Rice flour – 3 leveled cups
Urad dal (Black gram dal) flour -1 heaped cup
Beaten rice – 1 tbsp
Fenugreek seeds – 1tsp
Butter milk – 1 cup
Salt – 3 tsps
Oil- for cooking
1. Mix rice flour, urad dal flour and salt together.
2. Finely powder beaten rice and fenugreek seeds, and add it to the flour mixture.
3. Blend in butter milk.
4. Keep blending with a clean hand, adding water little by little until you get a smooth and thick dosa dough consistency.
5. Cover and keep it in a warm place to rise for 8 hours or overnight.
For preparing the dosas:
6. Heat a greased tava. Sprinkle little water to test the temperature. If you get a hissing sound the tava is ready.
7. Pour a ladle of the batter on the centre of the tava and spread it into a moderately thick dasa.
8. Dribble oil around the dosa.
9. When lots of small holes appear, cover with lid and decrease heat.
10. Cook on low fire for a minute or until the top surface looks cooked.
11. Flip the dosa to the other side and cook for four seconds and remove from pan and leave it on flat surface to cool.

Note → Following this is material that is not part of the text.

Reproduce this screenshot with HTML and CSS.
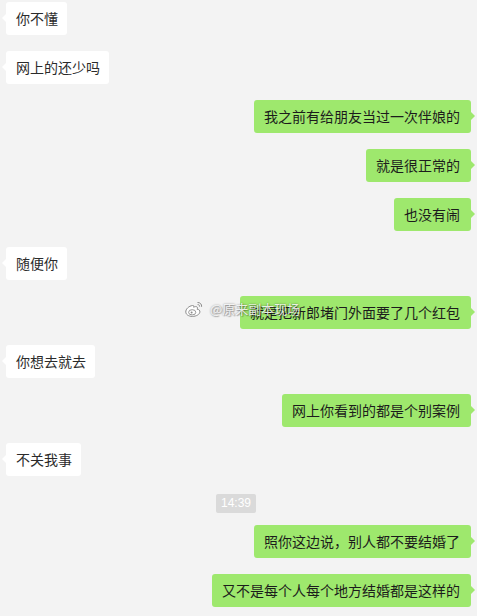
FILE: index.html
```html
<!DOCTYPE html>
<html lang="zh">
<head>
<meta charset="utf-8">
<link rel="stylesheet" href="styles.css">
</head>
<body>
<div class="chat">
  <div class="row left"><div class="bubble">你不懂</div></div>
  <div class="row left"><div class="bubble">网上的还少吗</div></div>
  <div class="row right"><div class="bubble">我之前有给朋友当过一次伴娘的</div></div>
  <div class="row right"><div class="bubble">就是很正常的</div></div>
  <div class="row right"><div class="bubble">也没有闹</div></div>
  <div class="row left"><div class="bubble">随便你</div></div>
  <div class="row right wm-row">
    <div class="bubble">就是把新郎堵门外面要了几个红包</div>
    <div class="watermark">
      <svg class="wb" width="20" height="18" viewBox="0 0 20 18">
        <path d="M8.5 5.5C5 6 1.5 9 1.8 12.2 2.1 15.3 6 16.8 9.8 16.3 13.8 15.8 16.4 13.4 15.8 11 15.4 9.6 14 9.3 13.2 9.4 13.9 7.6 13.3 6.5 11.6 6.6 10.6 6.7 9.8 7.1 9.6 7.2 10 6 9.8 5.3 8.5 5.5Z" fill="#fff" stroke="#8a8a8a" stroke-width="1"/>
        <ellipse cx="8.2" cy="12.3" rx="3.6" ry="2.6" fill="none" stroke="#8a8a8a" stroke-width="0.9"/>
        <circle cx="7.6" cy="12.6" r="1" fill="#8a8a8a"/>
        <path d="M13.5 2.5C16 2.3 18 4.3 17.6 6.8" fill="none" stroke="#8a8a8a" stroke-width="1"/>
        <path d="M13.6 4.6C14.9 4.5 15.8 5.4 15.6 6.6" fill="none" stroke="#8a8a8a" stroke-width="1"/>
      </svg>
      <span class="wm-text">@原来副本现场</span>
    </div>
  </div>
  <div class="row left"><div class="bubble">你想去就去</div></div>
  <div class="row right"><div class="bubble">网上你看到的都是个别案例</div></div>
  <div class="row left"><div class="bubble">不关我事</div></div>
  <div class="row time"><span class="stamp">14:39</span></div>
  <div class="row right"><div class="bubble">照你这边说，别人都不要结婚了</div></div>
  <div class="row right"><div class="bubble">又不是每个人每个地方结婚都是这样的</div></div>
</div>
</body>
</html>
```
FILE: styles.css
```css
html, body {
  margin: 0;
  padding: 0;
}
body {
  background: #f3f3f3;
  width: 477px;
  height: 616px;
  overflow: hidden;
  font-family: "Noto Sans CJK SC", "Noto Sans", sans-serif;
}
.chat {
  display: flex;
  flex-direction: column;
  gap: 16px;
  padding: 2px 6px 0 6px;
}
.row {
  display: flex;
  position: relative;
}
.row.left { justify-content: flex-start; }
.row.right { justify-content: flex-end; }
.bubble {
  position: relative;
  height: 33px;
  line-height: 33px;
  font-size: 14px;
  padding: 0 10px;
  border-radius: 3px;
  white-space: nowrap;
}
.left .bubble {
  background: #ffffff;
  color: #2b2b2b;
  padding-right: 9px;
}
.right .bubble {
  background: #9ee86d;
  color: #1c1c1c;
  padding-right: 11px;
}
.left .bubble::before {
  content: "";
  position: absolute;
  left: -4px;
  top: 12px;
  border-style: solid;
  border-width: 4px 4px 4px 0;
  border-color: transparent #ffffff transparent transparent;
}
.right .bubble::after {
  content: "";
  position: absolute;
  right: -4px;
  top: 12px;
  border-style: solid;
  border-width: 4px 0 4px 4px;
  border-color: transparent transparent transparent #9ee86d;
}
.row.time {
  justify-content: flex-start;
  margin-top: 2px;
  margin-bottom: -4px;
  padding-left: 210px;
}
.stamp {
  display: inline-block;
  background: #dadada;
  color: #ffffff;
  font-family: "Liberation Sans", Arial, sans-serif;
  font-size: 12px;
  line-height: 19px;
  height: 19px;
  padding: 0 5px;
  border-radius: 2px;
}
.watermark {
  position: absolute;
  left: 178px;
  top: 3px;
  display: flex;
  align-items: center;
  gap: 6px;
}
.wb {
  display: block;
}
.wm-text {
  font-size: 13px;
  color: rgba(255, 255, 255, 0.85);
  text-shadow: 0 0 2px rgba(0, 0, 0, 0.45), 1px 1px 1px rgba(0, 0, 0, 0.25);
  white-space: nowrap;
}
```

12. Increase heat and pour the batter for the next dosa.
FOR THE FILLING:
Mix one portion of dosai molagai podi (also known as Gun Powder) with one portion of sesame oil, and apply liberally on one side of the dasai. Fold the dosai in the middle and stack it up in a dry container or pack in a foil. Ideal snack for picnics and take away. You will get twenty five palm sized dosais for the above mentioned ingredients. A standard size drinking water glass was used to measure out the flour.